The project has two themes: (1) Developing and applying fingerprinting tools and techniques to automatically generate fingerprints for known vulnerabilities and other security weaknesses; and (2) Designing, implementing, and deploying large-scale scanning techniques to uncover these vulnerabilities in a broad array of settings (such as industrial control and other cyber-physical settings). The approaches that we propose to develop extend a rich body of previous work in both supervised machine learning (to detect, fingerprint, and inventory vulnerable infrastructure), unsupervised machine learning (to detect anomalous device behavior), and large-scale Internet scanning.

Fundamental Limits on the Robustness of Supervised Machine Learning Algorithms

Ben Zhao (UChicago), Daniel Cullina (Penn State),  Arjun Nitin Bhagoji (UChicago)

Determining fundamental bounds on robustness for machine learning algorithms is of critical importance for securing cyberinfrastructure. Machine learning is ubiquitous but prone to severe vulnerabilities, particularly at deployment. Adversarial modifications of inputs can induce misclassification, with catastrophic consequences in safety-critical systems. This team will develop a framework to obtain lower bounds on robustness for any supervised learning algorithm (classifier), when the data distribution and adversary are specified. The framework will work with a general class of distributions and adversaries, encompassing most proposed in prior work. It can be extended to get lower bounds on robustness for any pre-trained feature extractor or family of classifiers and for multiple attackers operating in tandem. Its implications for training and deploying robust models are numerous and consequential. Perhaps the most important is enabling algorithm designers to get a robustness score for either a specific classifier or a family of classifiers. For any adversary, they can compute this score as the gap to the optimal performance possible. The optimal performance is the equilibrium of a classification game between the adversary and classifiers. Robustness scores can also be determined for pre-trained feature extractors, widely used in transfer learning, enabling designers to pick robust feature extractors. Robust training can also be improved via byproducts of the framework, which enables the identification of hard points, provides optimal soft labels for use during training, and enables better architecture search for robustness by identifying model layers and hyperparameters that impact robustness.

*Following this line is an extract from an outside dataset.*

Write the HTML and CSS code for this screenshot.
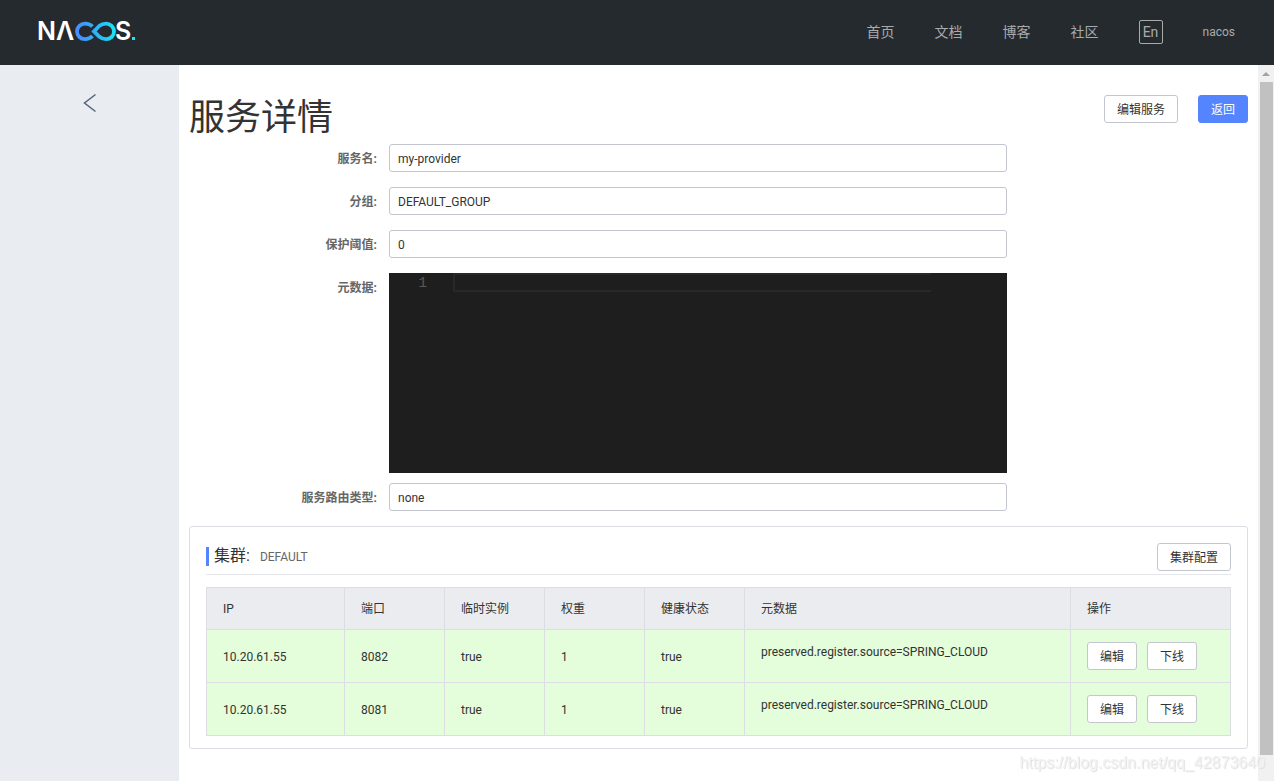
FILE: index.html
```html
<!DOCTYPE html>
<html lang="zh-CN">
<head>
<meta charset="utf-8">
<title>Nacos</title>
<link rel="stylesheet" href="styles.css">
</head>
<body>
<header class="topbar">
  <a class="logo" href="#" aria-label="NACOS.">
    <svg width="104" height="40" viewBox="0 0 104 40">
      <defs>
        <linearGradient id="loop" gradientUnits="userSpaceOnUse" x1="37" y1="0" x2="76" y2="0">
          <stop offset="0" stop-color="#4a8cff"/>
          <stop offset="0.5" stop-color="#2fb0f8"/>
          <stop offset="1" stop-color="#1be3f2"/>
        </linearGradient>
      </defs>
      <g class="logo-text">
        <text x="-1" y="28">N</text>
        <text x="18" y="28">Λ</text>
        <text x="77" y="28">S</text>
      </g>
      <g fill="none" stroke="url(#loop)" stroke-width="3.8" transform="translate(1 7)">
        <path d="M53.400 7.500C51.600 5.500 49.200 4.600 46 4.600C41.600 4.600 38 8 38 12.500C38 17 41.600 20.100 46 20.100C49.200 20.100 51.600 19 53.400 17"/>
        <path d="M55 12.400L60.400 6.800C62.400 5.200 64.600 4.600 67 4.600C71.400 4.600 75 8 75 12.500C75 17 71.400 20.100 67 20.100C64.600 20.100 62.400 19.400 60.400 17.800Z"/>
      </g>
      <rect x="94" y="25" width="3" height="3" fill="#1be3f2"/>
    </svg>
  </a>
  <nav class="nav">
    <a href="#">首页</a>
    <a href="#">文档</a>
    <a href="#">博客</a>
    <a href="#">社区</a>
    <button class="lang" type="button">En</button>
    <a class="user" href="#">nacos</a>
  </nav>
</header>
<div class="shell">
  <aside class="sidebar">
    <button class="back" type="button" aria-label="返回上一页">
      <svg width="14" height="20" viewBox="0 0 14 20"><path d="M12.500 1.500L1.500 10L12.500 18.500" fill="none" stroke="#546478" stroke-width="1.500"/></svg>
    </button>
  </aside>
  <main class="content">
    <div class="title-row">
      <h1>服务详情</h1>
      <div class="actions">
        <button class="btn" type="button">编辑服务</button>
        <button class="btn primary" type="button">返回</button>
      </div>
    </div>
    <form class="form">
      <div class="field"><label for="name">服务名:</label><input id="name" type="text" value="my-provider" readonly></div>
      <div class="field"><label for="group">分组:</label><input id="group" type="text" value="DEFAULT_GROUP" readonly></div>
      <div class="field"><label for="threshold">保护阈值:</label><input id="threshold" type="text" value="0" readonly></div>
      <div class="field field-editor"><label for="metadata">元数据:</label>
        <div class="editor"><span class="line-number">1</span><textarea id="metadata" rows="1" readonly></textarea></div>
      </div>
      <div class="field"><label for="selector">服务路由类型:</label><input id="selector" type="text" value="none" readonly></div>
    </form>
    <section class="card">
      <div class="card-head">
        <h2>集群:<span>DEFAULT</span></h2>
        <button class="btn" type="button">集群配置</button>
      </div>
      <table class="table">
        <colgroup><col class="c-ip"><col class="c-std"><col class="c-std"><col class="c-std"><col class="c-std"><col><col class="c-act"></colgroup>
        <thead>
          <tr><th>IP</th><th>端口</th><th>临时实例</th><th>权重</th><th>健康状态</th><th>元数据</th><th>操作</th></tr>
        </thead>
        <tbody>
          <tr><td>10.20.61.55</td><td>8082</td><td>true</td><td>1</td><td>true</td><td><p>preserved.register.source=SPRING_CLOUD</p></td>
            <td class="ops-cell"><div class="ops"><button class="btn" type="button">编辑</button><button class="btn" type="button">下线</button></div></td></tr>
          <tr><td>10.20.61.55</td><td>8081</td><td>true</td><td>1</td><td>true</td><td><p>preserved.register.source=SPRING_CLOUD</p></td>
            <td class="ops-cell"><div class="ops"><button class="btn" type="button">编辑</button><button class="btn" type="button">下线</button></div></td></tr>
        </tbody>
      </table>
    </section>
  </main>
  <div class="scrollbar" aria-hidden="true"><div class="arrow"></div><div class="thumb"></div></div>
</div>
<div class="watermark">https://blog.csdn.net/qq_42873640</div>
</body>
</html>
```

FILE: styles.css
```css
* { box-sizing: border-box; }

body {
  margin: 0;
  min-height: 100vh;
  display: flex;
  flex-direction: column;
  background: #fff;
  color: #333;
  font: 12px/18px Roboto, "Noto Sans CJK SC", sans-serif;
}

button, input, textarea { font: inherit; color: inherit; }
a { color: inherit; text-decoration: none; }

.topbar {
  height: 65px;
  padding: 0 39px 1px 38px;
  display: flex;
  align-items: center;
  justify-content: space-between;
  background: #252a2f;
}
.logo { display: flex; }
.logo-text { font: 600 25px Inter, sans-serif; fill: #fff; }

.nav {
  display: flex;
  align-items: center;
  gap: 40px;
  color: #a8aaac;
  font-size: 14px;
}
.nav .user { font-size: 12px; }
.lang {
  width: 24px;
  height: 24px;
  padding: 0;
  border: 1px solid #a8aaac;
  border-radius: 2px;
  background: none;
  line-height: 20px;
}

.shell { flex: 1; display: flex; }
.sidebar {
  width: 179px;
  padding-top: 28px;
  background: #e9edf2;
  text-align: center;
}
.back { padding: 0; border: 0; background: none; }
.back svg { display: block; }

.content { flex: 1; min-width: 0; padding: 30px 10px; }
.title-row { display: flex; justify-content: space-between; height: 49px; }
h1 { margin: 0; font-size: 36px; line-height: 46px; font-weight: 400; }
.actions { display: flex; gap: 20px; }

.btn {
  height: 28px;
  padding: 2px 12px 0;
  border: 1px solid #c4c6cf;
  border-radius: 3px;
  background: #fff;
  line-height: 24px;
  white-space: nowrap;
}
.actions .btn, .card-head .btn { flex: none; }
.btn.primary { border-color: #5584ff; background: #5584ff; color: #fff; }

.field {
  display: grid;
  grid-template-columns: 200px 18fr 7fr;
  margin-bottom: 15px;
}
.field label {
  padding-right: 12px;
  line-height: 30px;
  max-height: 28px;
  text-align: right;
  font-weight: bold;
  color: #666;
}
.field input {
  width: 100%;
  height: 28px;
  padding: 2px 8px 0;
  border: 1px solid #c4c6cf;
  border-radius: 3px;
  background: #fff;
  outline: 0;
}
.field-editor { margin-bottom: 10px; }
.editor {
  height: 200px;
  padding-right: 76px;
  display: flex;
  align-items: flex-start;
  background: #1e1e1e;
}
.line-number {
  width: 64px;
  padding-right: 26px;
  text-align: right;
  color: #5a5a5a;
  font: 14px/20px "Liberation Mono", monospace;
}
.editor textarea {
  flex: 1;
  height: 19px;
  padding: 0;
  border: 2px solid #282828;
  border-right: 0;
  background: none;
  outline: 0;
  resize: none;
  overflow: hidden;
  color: #d4d4d4;
}

.card { padding: 16px 16px 12px; border: 1px solid #dcdee3; border-radius: 3px; }
.card-head {
  display: flex;
  justify-content: space-between;
  align-items: flex-start;
  height: 32px;
  margin-bottom: 12px;
  border-bottom: 1px solid #e6e7eb;
}
h2 {
  margin: 4px 0 0;
  padding-left: 5px;
  border-left: 3px solid #5584ff;
  font-size: 16px;
  line-height: 17px;
  font-weight: 400;
}
h2 span { margin-left: 10px; font-size: 12px; color: #666; }

.table { width: 100%; table-layout: fixed; border-collapse: collapse; }
.c-ip { width: 138px; }
.c-std { width: 100px; }
.c-act { width: 160px; }
th, td { padding: 8px 16px; border: 1px solid #dcdee3; text-align: left; font-weight: 400; }
th { background: #ebecf0; height: 42px; }
td { padding-top: 10px; background: #e4fdda; height: 53px; }
td p { margin: 0 0 10px; }
td.ops-cell { padding-top: 8px; }
.ops { display: flex; gap: 10px; }

.scrollbar { width: 16px; background: #f1f1f1; }
.arrow {
  width: 8px;
  height: 4px;
  margin: 7px auto 6px;
  background: #a3a3a3;
  clip-path: polygon(50% 0, 100% 100%, 0 100%);
}
.thumb { width: 13px; height: calc(100% - 43px); margin-left: 2px; background: #c1c1c1; }

.watermark {
  position: fixed;
  right: 9px;
  bottom: 9px;
  color: #f2f2f2;
  text-shadow: 1px 1px 1px #dedede;
  font: 16px/18px "Liberation Sans", sans-serif;
}
```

Robust and Scalable Forensics for Deep Neural Networks

Ben Zhao (UChicago), Heather Zheng (UChicago), Bo Li (University of Illinois at Urbana-Champaign)

For external-facing systems in real world settings, few if any security measures offer full protection against all attacks. In practice, digital forensics and incident response (DFIR) provide a complementary security tool that focuses on using post-attack evidence to trace back a successful attack to its root cause. Not only can forensic tools help identify (and patch) points of vulnerability responsible for successful attacks (e.g., breached servers, unreliable data-labeling services), but also provide a strong deterrent against future attackers with the threat of post-attack identification. This is particularly attractive for machine learning systems, where defenses are routinely broken soon after release by more powerful attacks. This team plans to build forensic tools to boost the security of deployed ML systems using post-attack analysis to identify key factors leading to a successful attack. We consider two broad types of attacks: “poison” attacks, where corrupted training data embeds misbehaviors into a model during training, and “inference-time” attacks, where an input is augmented by a model-specific adversarial perturbation. For poison attacks, we propose two complementary methods to identify the training data responsible for the misbehavior, one using selective unlearning and one using computation of the Shapley value from game theory. For inference time attacks, we will explore use of hidden labels to shift feature representations, making it possible to identify the source model of an adversarial example. Given promising early results, our goal is both a principled understanding of these approaches, and a suite of usable software tools.